The chair of the National Immunisation Advisory Committee (Niac), Professor Karina Butler has said that the “real elephant in the room” was the high level of unvaccinated people in the country as 80 per cent of Covid patients in ICU were unvaccinated.
Now might not be the best time to give booster vaccines to the general population, she told RTÉ radio’s Morning Ireland.
It could be more beneficial to wait longer and to help instead with the equity of distributing vaccines on a global basis, she said.
Booster campaign
When asked how long Niac had been planning for a booster campaign, Prof Butler said it had been considering it as far back as last spring and summer and that Niac was monitoring how the virus behaved.
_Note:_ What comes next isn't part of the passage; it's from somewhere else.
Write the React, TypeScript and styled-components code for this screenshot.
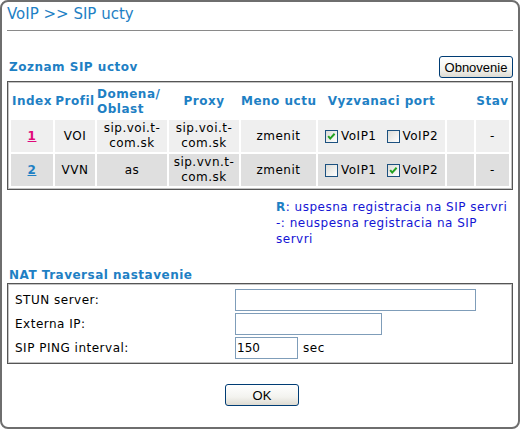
import styled, { createGlobalStyle } from 'styled-components';

const GlobalStyle = createGlobalStyle`
  html, body { margin: 0; padding: 0; background: #fff; }
  body {
    font-family: 'DejaVu Sans', Verdana, sans-serif;
    font-size: 12px;
    letter-spacing: 0.5px;
    color: #000;
  }
`;

const blue = '#1e80c4';

const Frame = styled.div`
  box-sizing: border-box;
  width: 520px;
  height: 429px;
  border: 2px solid #6e6e6e;
  border-radius: 8px;
  padding: 0 5px;
`;

const Title = styled.h1`
  margin: 0;
  padding: 2px 0 6px 0;
  border-bottom: 1px solid #8a8a8a;
  font-size: 15px;
  line-height: 20px;
  font-weight: normal;
  letter-spacing: 0;
  color: ${blue};
`;

const SectionRow = styled.div`
  display: flex;
  justify-content: space-between;
  align-items: center;
  margin-top: 25px;
  height: 22px;
`;

const Heading = styled.div<{ $top?: number }>`
  padding-left: 2px;
  margin-top: ${(p) => p.$top ?? 0}px;
  font-weight: bold;
  line-height: 16px;
  color: ${blue};
`;

const XpButton = styled.button`
  box-sizing: border-box;
  width: 74px;
  height: 22px;
  padding: 0;
  border: 1px solid #003c74;
  border-radius: 3px;
  background: linear-gradient(#ffffff, #f3f3ef 60%, #dedbd2);
  font-family: 'Liberation Sans', Arial, sans-serif;
  font-size: 13px;
  letter-spacing: 0;
  color: #000;
`;

const Panel = styled.div<{ $top: number }>`
  box-sizing: border-box;
  margin-top: ${(p) => p.$top}px;
  border: 1px solid #555;
  box-shadow: inset 0 0 0 1px #c4c4c4;
  padding: 1px;
`;

const AccountTable = styled.table`
  width: 100%;
  table-layout: fixed;
  border-collapse: separate;
  border-spacing: 2px;
`;

const HeadCell = styled.th`
  height: 33px;
  padding: 0;
  font-weight: bold;
  line-height: 15px;
  color: ${blue};
  text-align: center;
  white-space: nowrap;
  overflow: visible;
`;

const Row = styled.tr<{ $shade: string }>`
  background: ${(p) => p.$shade};
`;

const Cell = styled.td`
  height: 32px;
  padding: 0;
  line-height: 15px;
  text-align: center;
`;

const IndexLink = styled.a<{ $color: string }>`
  color: ${(p) => p.$color};
  font-weight: bold;
  text-decoration: underline;
`;

const PortWrap = styled.div`
  display: flex;
  align-items: center;
  justify-content: center;
  gap: 3px;
`;

const PortLabel = styled.span`
  margin-right: 7px;
  &:last-child { margin-right: 0; }
`;

const Box = styled.span`
  display: inline-flex;
  box-sizing: border-box;
  width: 13px;
  height: 13px;
  border: 1px solid #1c5180;
  background: linear-gradient(135deg, #dcdcd7, #ffffff);
`;

const Legend = styled.div`
  display: flex;
  justify-content: flex-end;
  margin-top: 9px;
`;

const LegendText = styled.div`
  width: 237px;
  line-height: 16px;
  color: #1414d4;
`;

const LegendKey = styled.b`
  color: ${blue};
`;

const NatGrid = styled.div`
  display: grid;
  grid-template-columns: 220px 1fr;
  row-gap: 2px;
  align-items: center;
  padding: 4px 6px 3px 6px;
`;

const FieldLine = styled.div`
  display: flex;
  align-items: center;
  gap: 5px;
`;

const TextInput = styled.input<{ $w: number }>`
  box-sizing: border-box;
  width: ${(p) => p.$w}px;
  height: 22px;
  margin: 0;
  padding: 0 1px;
  border: 1px solid #7f9db9;
  font-family: 'DejaVu Sans', Verdana, sans-serif;
  font-size: 12px;
  letter-spacing: 0;
  color: #000;
  outline: none;
`;

const Footer = styled.div`
  display: flex;
  justify-content: center;
  padding-left: 4px;
  margin-top: 20px;
`;

function Checkbox({ checked }: { checked?: boolean }) {
  return (
    <Box>
      {checked && (
        <svg width="11" height="11" viewBox="0 0 11 11">
          <path d="M2.2 5.2 L4.2 7.6 L8.6 2.8" fill="none" stroke="#21a121" strokeWidth="2" />
        </svg>
      )}
    </Box>
  );
}

const accounts = [
  { id: 1, profile: 'VOI', domain: 'sip.voi.t-com.sk', proxy: 'sip.voi.t-com.sk', p1: true, p2: false, color: '#e0087a', shade: '#efefef' },
  { id: 2, profile: 'VVN', domain: 'as', proxy: 'sip.vvn.t-com.sk', p1: false, p2: true, color: blue, shade: '#dfdfdf' },
];

export default function App() {
  return (
    <>
      <GlobalStyle />
      <Frame>
        <Title>VoIP &gt;&gt; SIP ucty</Title>

        <SectionRow>
          <Heading>Zoznam SIP uctov</Heading>
          <XpButton>Obnovenie</XpButton>
        </SectionRow>

        <Panel $top={3}>
          <AccountTable>
            <colgroup>
              <col style={{ width: 42 }} />
              <col style={{ width: 40 }} />
              <col style={{ width: 70 }} />
              <col style={{ width: 70 }} />
              <col style={{ width: 75 }} />
              <col style={{ width: 127 }} />
              <col style={{ width: 27 }} />
              <col />
            </colgroup>
            <thead>
              <tr>
                <HeadCell>Index</HeadCell>
                <HeadCell>Profil</HeadCell>
                <HeadCell style={{ textAlign: 'left' }}>
                  Domena/
                  <br />
                  Oblast
                </HeadCell>
                <HeadCell>Proxy</HeadCell>
                <HeadCell>Meno uctu</HeadCell>
                <HeadCell>Vyzvanaci port</HeadCell>
                <HeadCell />
                <HeadCell>Stav</HeadCell>
              </tr>
            </thead>
            <tbody>
              {accounts.map((a) => (
                <Row key={a.id} $shade={a.shade}>
                  <Cell>
                    <IndexLink $color={a.color}>{a.id}</IndexLink>
                  </Cell>
                  <Cell>{a.profile}</Cell>
                  <Cell>{a.domain}</Cell>
                  <Cell>{a.proxy}</Cell>
                  <Cell>zmenit</Cell>
                  <Cell>
                    <PortWrap>
                      <Checkbox checked={a.p1} />
                      <PortLabel>VoIP1</PortLabel>
                      <Checkbox checked={a.p2} />
                      <PortLabel>VoIP2</PortLabel>
                    </PortWrap>
                  </Cell>
                  <Cell />
                  <Cell>-</Cell>
                </Row>
              ))}
            </tbody>
          </AccountTable>
        </Panel>

        <Legend>
          <LegendText>
            <LegendKey>R</LegendKey>: uspesna registracia na SIP servri
            <br />
            -: neuspesna registracia na SIP servri
          </LegendText>
        </Legend>

        <Heading $top={20}>NAT Traversal nastavenie</Heading>

        <Panel $top={0}>
          <NatGrid>
            <span>STUN server:</span>
            <TextInput $w={241} />
            <span>Externa IP:</span>
            <TextInput $w={147} />
            <span>SIP PING interval:</span>
            <FieldLine>
              <TextInput $w={63} defaultValue="150" />
              <span>sec</span>
            </FieldLine>
          </NatGrid>
        </Panel>

        <Footer>
          <XpButton>OK</XpButton>
        </Footer>
      </Frame>
    </>
  );
}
There was no specific date on which Niac would be giving advice to the Government on a booster programme, she added as work was ongoing collating evidence. When that work was “ready to go” with advice that was “robust and complete”, Niac would then advise the Department of Health which would in turn advise the Government.
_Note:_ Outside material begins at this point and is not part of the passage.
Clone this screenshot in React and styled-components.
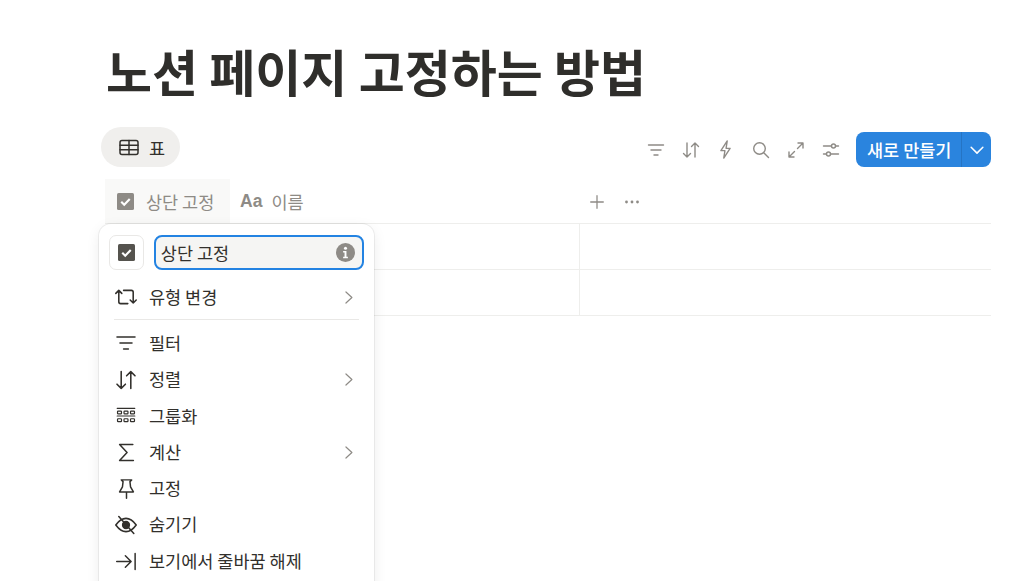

Prof Butler said that Niac was also reviewing evidence on the impact of infection on those under 12, and they were keeping that under constant review.
“The first goal was to get everyone vaccinated and that is still the prime focus if we want to reduce circulation and protect those for whatever reason the vaccine hasn't fully protected them.
Immunity
“As always we are following the evidence. We know that immunity is quite long-lasting”.
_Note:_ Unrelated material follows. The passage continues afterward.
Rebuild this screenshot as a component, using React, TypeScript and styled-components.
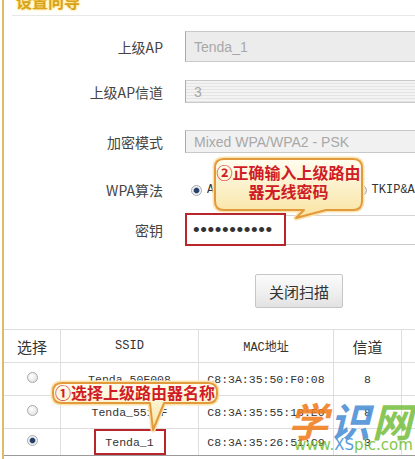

Information was “coming out all the time”, but there was still no single level that said “this correlates with protection, or it doesn't”.
There were a number of readily identifiable factors contributing to the spread of the virus, she said, but that the “elephant in the room” was the large number who were not unvaccinated. It was necessary to examine why that was the case and to fill the gaps in information to give those people the trust and confidence that getting vaccinated was the way forward.